In some dogs, these valves become misshapen. Often, the valves become thicker than normal and take on a nodular appearance. As the valves become more abnormal in their shape, the seal that is formed between the heart chambers when the valves are closed is no longer tight and the valves become leaky, allowing blood to flow backwards. This means that instead of all of the blood flowing from the atria to the ventricles as it normally should, some of the blood flows backwards and reenters the atria.
Mitral Valve Disease is the Most Common Form of Heart Disease in Dogs
The valve that is most commonly affected is the mitral valve. The mitral valve is the valve that is on the left side of the heart. It sits between the left atrium and the left ventricle and regulates the flow of blood between these two chambers.
When the mitral valve degenerates, some of the blood that should move through the left ventricle into the aorta (the large blood vessel that leaves the heart) flows backward into the left atrium instead of entering the aorta.
As the blood volume increases in the left atrium and ventricle, both the left atrium and the left ventricle begin to increase in size. As the chambers of the heart reach their maximum size limits, the pressure inside the chambers starts to increase as well. This results in fluid leakage into the lungs, known as pulmonary edema or congestive heart failure.
A heart murmur will occur in dogs with mitral valve disease as well.

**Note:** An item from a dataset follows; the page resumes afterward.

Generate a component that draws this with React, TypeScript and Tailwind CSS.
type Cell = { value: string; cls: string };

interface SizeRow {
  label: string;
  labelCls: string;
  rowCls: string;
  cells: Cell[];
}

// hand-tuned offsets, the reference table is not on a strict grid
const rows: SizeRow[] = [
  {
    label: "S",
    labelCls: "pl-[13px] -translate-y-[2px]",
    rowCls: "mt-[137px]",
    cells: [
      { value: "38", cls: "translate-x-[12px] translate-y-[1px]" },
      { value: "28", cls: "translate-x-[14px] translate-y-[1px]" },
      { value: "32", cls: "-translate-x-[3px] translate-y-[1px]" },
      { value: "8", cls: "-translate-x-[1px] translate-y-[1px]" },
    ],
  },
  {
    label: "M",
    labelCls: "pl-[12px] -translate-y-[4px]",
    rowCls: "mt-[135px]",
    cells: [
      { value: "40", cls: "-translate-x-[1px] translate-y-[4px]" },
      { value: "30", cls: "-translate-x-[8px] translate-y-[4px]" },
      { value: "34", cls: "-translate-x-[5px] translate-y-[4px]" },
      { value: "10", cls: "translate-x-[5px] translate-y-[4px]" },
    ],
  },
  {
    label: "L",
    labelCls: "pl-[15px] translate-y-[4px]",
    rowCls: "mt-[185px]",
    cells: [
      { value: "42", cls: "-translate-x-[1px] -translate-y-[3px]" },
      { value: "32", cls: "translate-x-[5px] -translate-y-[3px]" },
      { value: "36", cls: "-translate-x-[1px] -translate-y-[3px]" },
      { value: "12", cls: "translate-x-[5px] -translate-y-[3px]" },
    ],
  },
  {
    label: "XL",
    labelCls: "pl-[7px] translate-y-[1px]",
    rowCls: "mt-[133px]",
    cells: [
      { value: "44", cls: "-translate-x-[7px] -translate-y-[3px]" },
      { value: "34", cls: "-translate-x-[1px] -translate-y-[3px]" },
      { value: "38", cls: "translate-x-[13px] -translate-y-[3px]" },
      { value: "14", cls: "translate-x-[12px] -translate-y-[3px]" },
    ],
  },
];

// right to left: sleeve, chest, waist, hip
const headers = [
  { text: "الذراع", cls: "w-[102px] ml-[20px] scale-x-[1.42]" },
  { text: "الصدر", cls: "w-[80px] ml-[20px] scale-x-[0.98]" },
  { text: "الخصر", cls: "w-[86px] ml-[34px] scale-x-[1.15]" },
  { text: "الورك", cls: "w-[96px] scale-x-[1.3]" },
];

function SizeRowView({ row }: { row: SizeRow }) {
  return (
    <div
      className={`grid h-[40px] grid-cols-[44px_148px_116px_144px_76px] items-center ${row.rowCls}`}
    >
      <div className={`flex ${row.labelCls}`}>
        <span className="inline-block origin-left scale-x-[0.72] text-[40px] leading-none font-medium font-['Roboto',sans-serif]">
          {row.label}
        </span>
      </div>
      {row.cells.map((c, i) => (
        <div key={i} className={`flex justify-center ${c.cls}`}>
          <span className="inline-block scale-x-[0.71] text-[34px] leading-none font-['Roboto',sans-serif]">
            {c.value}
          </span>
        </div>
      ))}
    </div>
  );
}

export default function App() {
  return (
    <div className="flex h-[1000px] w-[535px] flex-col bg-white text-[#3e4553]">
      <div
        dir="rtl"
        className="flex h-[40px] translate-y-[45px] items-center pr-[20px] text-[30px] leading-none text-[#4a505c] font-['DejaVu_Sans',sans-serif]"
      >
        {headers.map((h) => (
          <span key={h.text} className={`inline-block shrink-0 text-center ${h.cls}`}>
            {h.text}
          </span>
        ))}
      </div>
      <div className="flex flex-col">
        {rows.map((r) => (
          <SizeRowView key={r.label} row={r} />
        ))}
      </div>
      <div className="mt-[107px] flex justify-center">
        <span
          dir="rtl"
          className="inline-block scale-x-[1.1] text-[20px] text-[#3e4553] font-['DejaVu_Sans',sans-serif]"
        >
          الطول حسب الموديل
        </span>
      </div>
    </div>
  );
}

This will be audible by your veterinarian when your dog is examined and a stethoscope is used to listen to his heart. The heart murmur is caused by the regurgitation of blood through the leaky valve.
Mitral valve disease is especially common in small breed dogs though it can occur in large breed dogs as well. Some breeds are more commonly affected than others. These breeds include:
- Miniature poodles
- Cocker Spaniels
- Miniature Schnauzers
- terrier breeds
- Cavalier King Charles Spaniels
Cavalier King Charles Spaniels often develop this type of heart disease at a younger age than many other breeds and the disease may also progress faster for this breed than for others.
Signs of Heart Disease Caused by Mitral Valve Degeneration
The signs caused by a degenerating mitral valve are those of congestive heart failure. The most commmon signs seen are:
- increased respiratory rate
- exercise intolerence
- lack of appetite
The severity of signs will vary depending on the extent of the disease. Some dogs may have a heart murmur but exhibit no other signs of heart disease. Others may develop a mild cough that does not interfere with their quality of life. Still others may develop much more serious signs which may even become life-threatening if left untreated.
In some dogs with mitral valve disease, the tricuspid valve (the valve between the right atrium and ventricle) may also be diseased. This may lead to additional signs of heart disease such as a swollen fluid-filled abdominal cavity and fluid accumulation within the chest cavity.